## EXERCISE DESCRIPTION
Quote the whole listing word for word. Do not include the pictures.
>> BEGIN PROVIDED MATERIAL
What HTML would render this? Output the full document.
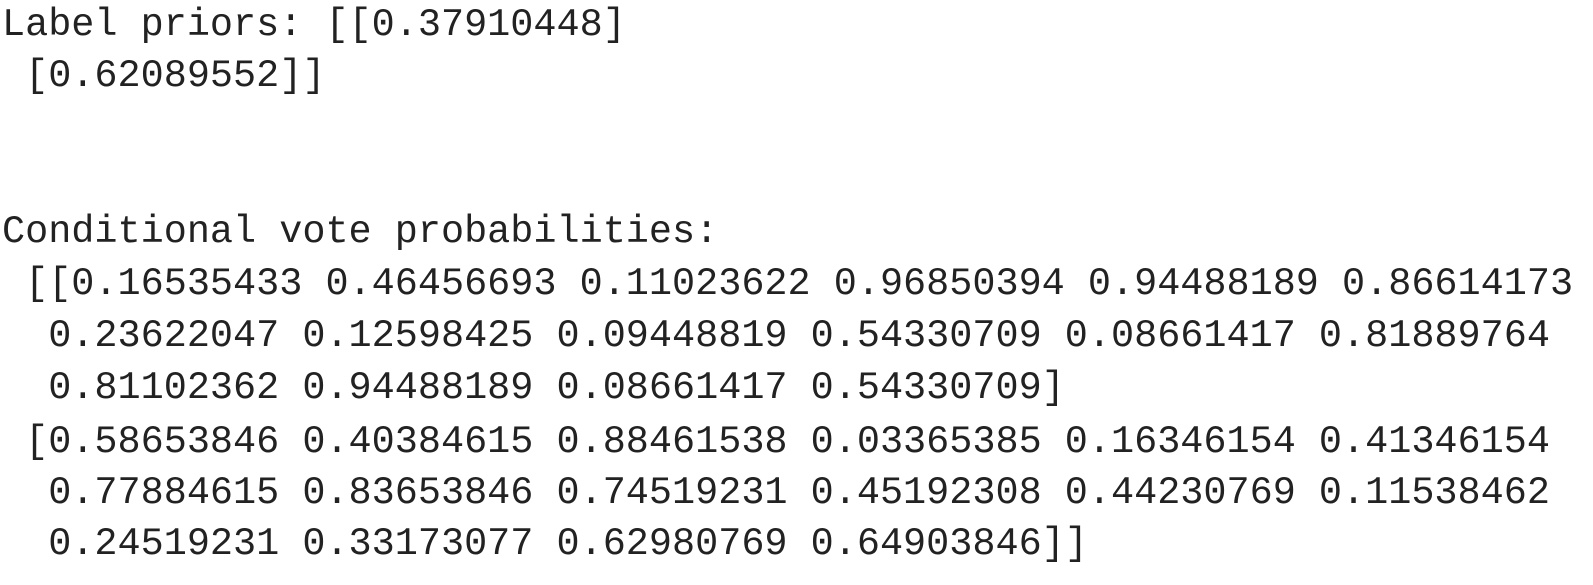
<!DOCTYPE html>
<html><head><meta charset="utf-8"><style>
html,body{margin:0;padding:0;background:#fff;width:1593px;height:585px;overflow:hidden;position:relative}
div{position:absolute;left:2px;margin:0;font-family:"Liberation Mono",monospace;font-size:38.5px;line-height:51px;height:51px;color:#222;white-space:pre}
</style></head><body>
<div style="top:0px">Label priors: [[0.37910448]</div>
<div style="top:51px"> [0.62089552]]</div>
<div style="top:207px">Conditional vote probabilities:</div>
<div style="top:259px"> [[0.16535433 0.46456693 0.11023622 0.96850394 0.94488189 0.86614173</div>
<div style="top:311px">  0.23622047 0.12598425 0.09448819 0.54330709 0.08661417 0.81889764</div>
<div style="top:363px">  0.81102362 0.94488189 0.08661417 0.54330709]</div>
<div style="top:417px"> [0.58653846 0.40384615 0.88461538 0.03365385 0.16346154 0.41346154</div>
<div style="top:468px">  0.77884615 0.83653846 0.74519231 0.45192308 0.44230769 0.11538462</div>
<div style="top:519px">  0.24519231 0.33173077 0.62980769 0.64903846]]</div>
</body></html>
>> END PROVIDED MATERIAL
## TASK RESULT
What HTML would render this? Output the full document.
<!DOCTYPE html>
<html><head><meta charset="utf-8"><style>
html,body{margin:0;padding:0;background:#fff;width:1593px;height:585px;overflow:hidden;position:relative}
div{position:absolute;left:2px;margin:0;font-family:"Liberation Mono",monospace;font-size:38.5px;line-height:51px;height:51px;color:#222;white-space:pre}
</style></head><body>
<div style="top:0px">Label priors: [[0.37910448]</div>
<div style="top:51px"> [0.62089552]]</div>
<div style="top:207px">Conditional vote probabilities:</div>
<div style="top:259px"> [[0.16535433 0.46456693 0.11023622 0.96850394 0.94488189 0.86614173</div>
<div style="top:311px">  0.23622047 0.12598425 0.09448819 0.54330709 0.08661417 0.81889764</div>
<div style="top:363px">  0.81102362 0.94488189 0.08661417 0.54330709]</div>
<div style="top:417px"> [0.58653846 0.40384615 0.88461538 0.03365385 0.16346154 0.41346154</div>
<div style="top:468px">  0.77884615 0.83653846 0.74519231 0.45192308 0.44230769 0.11538462</div>
<div style="top:519px">  0.24519231 0.33173077 0.62980769 0.64903846]]</div>
</body></html>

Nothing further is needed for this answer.